Nathalie Sarraute, dans cette page magnifique de Enfance, où elle interroge les limites de l’autobiographie, exprime la difficulté de la langue à dire l’expérience première de la Beauté . La question est délicate et passionnante.Comment se rapprocher au plus intime de l’expérience vécue, par l’enfant qu’elle a été, pas encore consciente de toutes les finesses et subtilités de la langue pour dire les choses vécues par elle. Et les disant pour les faire advenir dans leur authenticité absolue. Les errements sont les preuves d’une appropriation hésitante du Verbe pour porter l’émotion qui fut la sienne. Le vocabulaire peine à dire la justesse de l’expérience de l’émerveillement, sans doute parce qu’à ce stade les mots manquent, déportés qu’ils sont au-dehors par la sensation pure. L’émerveillement s’ancre dans le conte – un conte d’Andersen- d’abord donc dans ce qui fait entrer dans un lieu imaginaire. Puis il se prolonge dans un mouvement d’ouverture au monde rendu visible à la petite fille par la voix de la conteuse, sa belle-mère. Le jardin paraît alors et avec lui le regard suit une ligne de crête. La fillette se fond dans les fleurs, la couleur des fleurs , le petit espalier en fleurs de sorte qu’elle devient et est le petit espalier, le rose des fleurs , les pétales eux-mêmes… Et que d’elle et du paysage , il n’existe plus de distinction visible.

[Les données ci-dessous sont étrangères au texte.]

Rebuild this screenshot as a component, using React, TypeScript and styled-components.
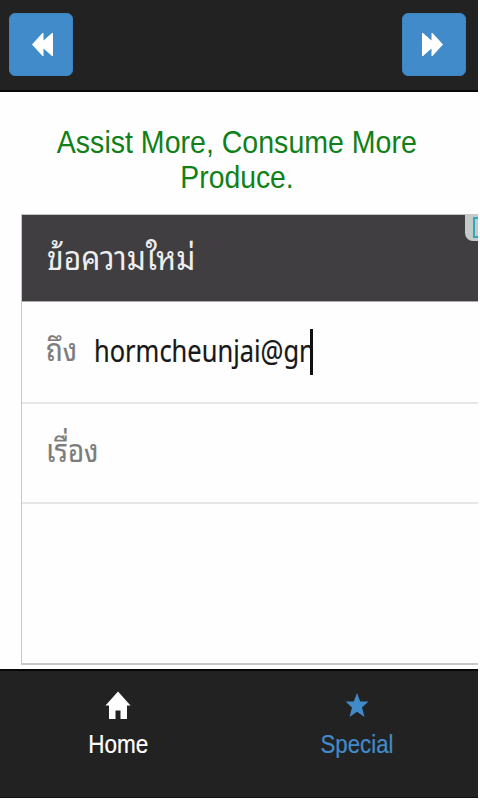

Vers un passé originel et fondateur
L’impression est celle d’une délicieuse dissolution du Moi dans les éléments naturels qui composent l’espace clos du jardin du Luxembourg. Elle se laisse traverser par l’espace qui l’entoure, et dans le mouvement concentrique, initie l’expérience des insuffisances du langage à dire la quintessence de l’instant. Il s’agit de retenir le temps de l’enfance dans le mot juste qui pose l’acuité sensible de la petite fille intacte sur la page, malgré les années, mais la vie, malgré tout.
La vie tout simplement.
Les mots posés les uns après les autres tentent une approche progressive, faite d’écartements, de tensions, de déceptions et de réhabilitation des nuances qui attestent que la langue est vivante certes. Mais elle est incomplète à dire la sensation précise, le trouble sensible, le vertige de la contemplation dans laquelle le regard se perd. Il faut un petit mot sans emphase qui saisit l’élan de vie qui conduit l’enfant à s’abandonner à la vibration infinie du paysage. La phrase est suspendue par les points qui miment la progressivité d’une approche de la transcendance. C’est fait, ce sera « vie » . Quel mot dans sa simplicité peut en effet rendre plus sûrement l’extrême acuité sensible de l’enfant posé sur un banc dans le jardin du Luxembourg qui s’émerveille et se perd, se soustrait à la scène et s’y confond tout à la fois
L’émotion pure
J’aime ce passage et sa lecture m’émeut toujours autant. Sans doute en raison de l’enfance mais parce que le texte, dans une discrétion émouvante opère une parfaite réflexivité, de la petite fille à l’espalier en fleurs à la petite fille devenue espalier en fleurs.